Learning a target feature from data I have a dataset of customers (infos about them, as well as their buying behavior) to whom ads are sent regularly. How can I design a target feature that will result in a good model that predicts when customers are "responding to ads"?
Unfortunately, "responding to ads" to ads is not a precise definition. I could imagine, for example, measure for each customer how often in the past, say, 4 month he was sent an ad and how often after being sent an ad he actually bought things from it? If the threshold for a customer is bigger than, say 60%, I could define the feature reacts_to_ads to be 1, otherwise 0.
But this seems like a really bad way to define when customers are reacting to ads, since it seems kind of arbitrary (why 4 months? Why the 60% threshold?) and contains an awful lot of hand-designed information.
I'd rather "learn the feature from the data", but I'm not sure what the best way would be to go about that.
I could generated a collection of different features, one for each of the thresholds 45%, 50%, 55% ..., 75% and for varying distances of looking into the past (2 month, 2.5 month,... 6 month) and the train the same type of model for each of them and compare my test data set accuracy. But would that really be a good idea? 
How would you best go about designing such a feature?
EDIT Since there were some questions regarding what kind of answer I was looking for, please see my four comments below Tim's answer, which should hopefully further disambiguate my question.
 A: 
How can I design a target feature that will result in a good model
  that predicts when customers are "responding to ads"?

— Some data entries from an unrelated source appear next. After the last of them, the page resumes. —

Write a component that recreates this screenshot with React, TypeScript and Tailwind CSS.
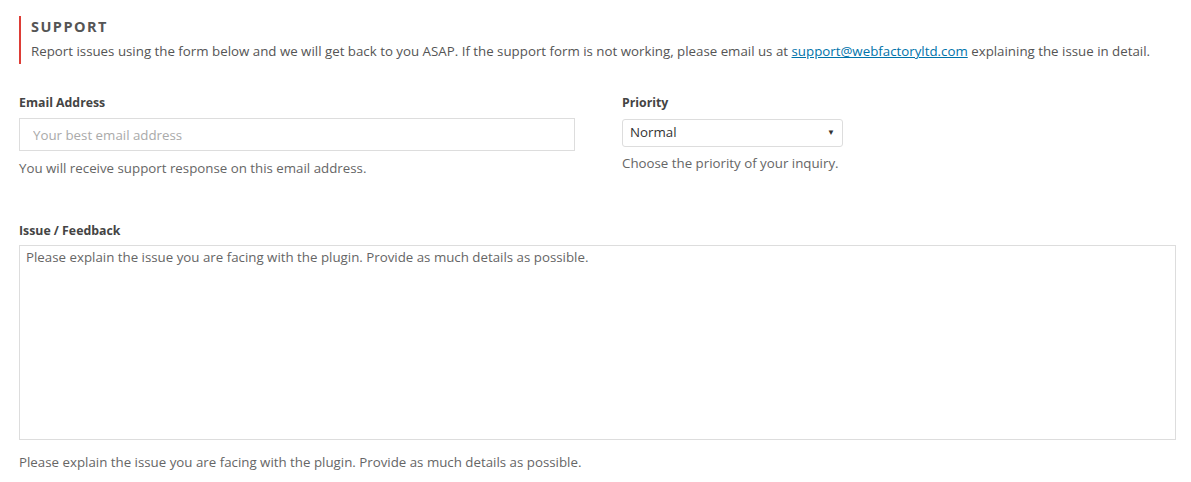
export default function App() {
  return (
    <div className="min-h-[482px] bg-white text-[13.3px] text-[#555] font-['Open_Sans',sans-serif] pl-[19px] pr-[15px] pt-[16px]">
      {/* header */}
      <div className="border-l-2 border-[#dd3d36] pl-[10px]">
        <h2 className="text-[14.5px] font-bold tracking-[0.1em] text-[#555] leading-[20px] pt-[1px]">SUPPORT</h2>
        <p className="mt-[2px] leading-[25px] text-[#555]">
          Report issues using the form below and we will get back to you ASAP. If the support form is not working, please email us at{" "}
          <a href="#" className="text-[#0073aa] underline">support@webfactoryltd.com</a> explaining the issue in detail.
        </p>
      </div>

      <div className="flex mt-[31px]">
        <div className="w-[556px]">
          <label className="block text-[12.3px] font-bold text-[#444] leading-[16px]">Email Address</label>
          <input
            type="text"
            placeholder="Your best email address"
            className="mt-[7px] block w-full h-[33px] border border-[#ddd] px-[13px] text-[13.3px] outline-none placeholder:text-[#aaa]"
          />
          <p className="mt-[8px] leading-[18px] text-[#666]">You will receive support response on this email address.</p>
        </div>
        <div className="ml-[47px] w-[221px]">
          <label className="block text-[12.3px] font-bold text-[#444] leading-[16px]">Priority</label>
          <div className="relative mt-[8px] h-[28px] border border-[#ddd] rounded-[3px] flex items-center px-[7px] text-[#333]">
            Normal
            <span className="absolute right-[7px] top-[6px] text-[8px] text-[#333]">▼</span>
          </div>
          <p className="mt-[7px] leading-[18px] text-[#666]">Choose the priority of your inquiry.</p>
        </div>
      </div>

      <div className="mt-[46px]">
        <label className="block text-[12.3px] font-bold text-[#444] leading-[16px]">Issue / Feedback</label>
        <textarea
          placeholder="Please explain the issue you are facing with the plugin. Provide as much details as possible."
          className="mt-[6px] block w-full h-[195px] border border-[#ddd] px-[6px] py-[2px] text-[13.3px] resize-none outline-none placeholder:text-[#666]"
        />
        <p className="mt-[13px] leading-[18px] text-[#666]">Please explain the issue you are facing with the plugin. Provide as much details as possible.</p>
      </div>
    </div>
  );
}
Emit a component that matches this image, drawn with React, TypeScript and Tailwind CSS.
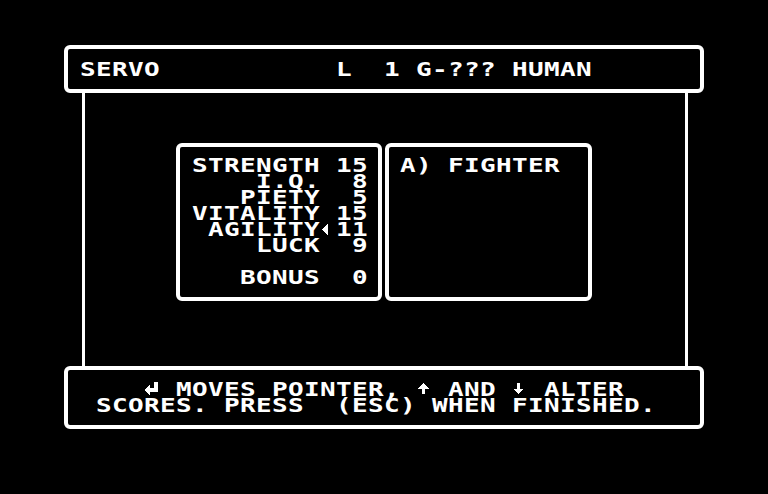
import React from 'react';

// Character grid: every cell is 16px wide and 16px tall.
const Txt = ({ children }: { children: string }) => (
  <span className="h-4 scale-y-[0.74] whitespace-pre">{children}</span>
);

const Row = ({ children }: { children?: React.ReactNode }) => <div className="flex h-4">{children}</div>;

// Little glyphs that the font doesn't have, drawn one cell wide.
const Pointer = () => (
  <svg width="16" height="16" viewBox="0 0 16 16" shapeRendering="crispEdges" className="shrink-0">
    <polygon points="8,3 2,8.5 8,14" fill="#fff" />
  </svg>
);

const ReturnArrow = () => (
  <svg width="16" height="16" viewBox="0 0 16 16" shapeRendering="crispEdges" className="shrink-0">
    <rect x="10" y="1" width="4" height="10" fill="#fff" />
    <rect x="5" y="7" width="9" height="4" fill="#fff" />
    <polygon points="0,9 6,3 6,15" fill="#fff" />
  </svg>
);

const UpArrow = () => (
  <svg width="16" height="16" viewBox="0 0 16 16" shapeRendering="crispEdges" className="shrink-0">
    <polygon points="7.5,2 13,7.5 2,7.5" fill="#fff" />
    <rect x="6" y="7" width="3" height="6" fill="#fff" />
  </svg>
);

const DownArrow = () => (
  <svg width="16" height="16" viewBox="0 0 16 16" shapeRendering="crispEdges" className="shrink-0">
    <rect x="5" y="2" width="3" height="6" fill="#fff" />
    <polygon points="6.5,13 12,7.5 1,7.5" fill="#fff" />
  </svg>
);

const stats: [string, string][] = [
  ['STRENGTH', '15'],
  ['I.Q.', ' 8'],
  ['PIETY', ' 5'],
  ['VITALITY', '15'],
  ['AGILITY', '11'],
  ['LUCK', ' 9'],
];

export default function App() {
  const selected = 'AGILITY';

  return (
    <div className="h-[494px] w-[768px] bg-black px-16 pt-[45px] font-['DejaVu_Sans_Mono',monospace] text-[26px] font-bold leading-4 tracking-[0.347px] text-white">
      {/* character name bar */}
      <div className="h-12 rounded-[6px] border-4 border-white pl-3 pt-3">
        <Row>
          <Txt>{'SERVO           L  1 G-??? HUMAN'}</Txt>
        </Row>
      </div>

      <div className="ml-[18px] mr-4 flex h-[273px] items-start border-x-[3px] border-white pl-[91px] pt-[50px]">
        {/* attribute scores */}
        <div className="h-[158px] w-[206px] rounded-[6px] border-4 border-white pl-3 pt-[10px]">
          {stats.map(([name, value]) => (
            <Row key={name}>
              <Txt>{name.padStart(8, ' ')}</Txt>
              {name === selected ? <Pointer /> : <Txt> </Txt>}
              <Txt>{value}</Txt>
            </Row>
          ))}
          <Row />
          <Row>
            <Txt>{'   BONUS  0'}</Txt>
          </Row>
        </div>

        {/* available classes */}
        <div className="ml-[3px] h-[158px] w-[207px] rounded-[6px] border-4 border-white pl-[11px] pt-[10px]">
          <Row>
            <Txt>A) FIGHTER</Txt>
          </Row>
        </div>
      </div>

      {/* help text */}
      <div className="h-[63px] rounded-[6px] border-4 border-white pl-3 pt-[11px]">
        <Row>
          <Txt>{'    '}</Txt>
          <ReturnArrow />
          <Txt>{' MOVES POINTER, '}</Txt>
          <UpArrow />
          <Txt>{' AND '}</Txt>
          <DownArrow />
          <Txt>{' ALTER'}</Txt>
        </Row>
        <Row>
          <Txt>{' SCORES. PRESS  (ESC) WHEN FINISHED.'}</Txt>
        </Row>
      </div>
    </div>
  );
}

So I guess, that someone in your job asked you to predict "Which customers will respond to ads?", but they didn't define what they mean by "responding to ads". Now, you are trying to come up with your own definition "learned from the data", so to predict the learned label instead. This is not the way to go.
First, notice that if you had an algorithm that given the data would predict that customers responds to ads you would already solve your problem, no need to use the result as a target label for other algorithm, since you would already be able to predict who responds to ads! So making the labels given the data, and then predicting those labels using the data is circular.
What you should do instead, is you should come up with a definition of something measurable to predict. Instead of predicting that someone "responds to ads", maybe predict something like "visiting website in 24h since receiving the advertisement e-mail", or "buying product during 30 days after seeing the advertisement", etc.
Moreover, this doesn't need to be binary. You could predict things like probability of buying the product as a function of time after seeing the advertisement (check survival analysis models), or number of bought items as a function of the number of advertisements seen (this is a linear, Poisson, or logistic regression, depending on details of the problem!).
Finally, if you had a way to manually (and reasonably!) label some of the customers as "responding to ads", you could use semi-supervised learning algorithm to learn the missing labels. On another hand, if you could come up with some heuristics that approximately help in labeling such customers, you could use Snorkel software to help you with learning the labels based on the provided rules and the data. Notice however the meaningfulness and quality of the labels, will impact how meaningful are your results. 
A: Based on the example given in your question, I believe you are looking for a way to divide your population into two independent groups, specifically emphasizing responsiveness to ads.
Since you know their "buying behavior" you can use that to create an initial, estimated threshold, for example by using the median of buying frequency to classify them into two groups: above and below that median buying frequency.
Then, I would perform a regularization method like Elastic Net in order to simplify your multiple-dimension features to leave behind only the most important features. However, you should be lenient on this first regularization step by using a lower lambda value since your initial threshold was estimated and rather arbitrary.
Again, since your initial threshold was so arbitrary, I would then consider using principal component analysis for further dimensionality reduction -- the difference in this method being that there is no "target" feature (i.e. buying frequency), rather PCA simply looks for a set of linearly uncorrelated variables within the whole feature set.
Lastly, I would use either support vector machine or random forest and look at their top layers, which should tell you which features to look at and where to divide those features (i.e. "threshold") in order to 

define the feature reacts_to_ads to be 1, otherwise 0.

Again, like many of the comments to your question, there is a lot of tuning to be done within these procedures based on your goal / use / purpose for this analysis.
While some may think that Elastic Net and PCA are unnecessary, I would argue that they help you clean out the variables that do not impact your target and make your final SVM / Random Forest Trees more interpret-able.
A: I would recommend just to use per customer: 
responding_to_ads = bought_things / ads_received

Also an important metric for comparison is:
response_baseline = bought_things / months_customer

ads_baseline = ads_received / months_customer

Remarks:
Obviously, you change your problem from classification to regression, but this should be an advantage.
You can refine this by dropping customers that are new (not enough data).
As you mentioned it is also possible to only take the last 4 month into consideration. In this case I would recommend to first filter the data concerning the last 4 months and than use the metrics defined by me.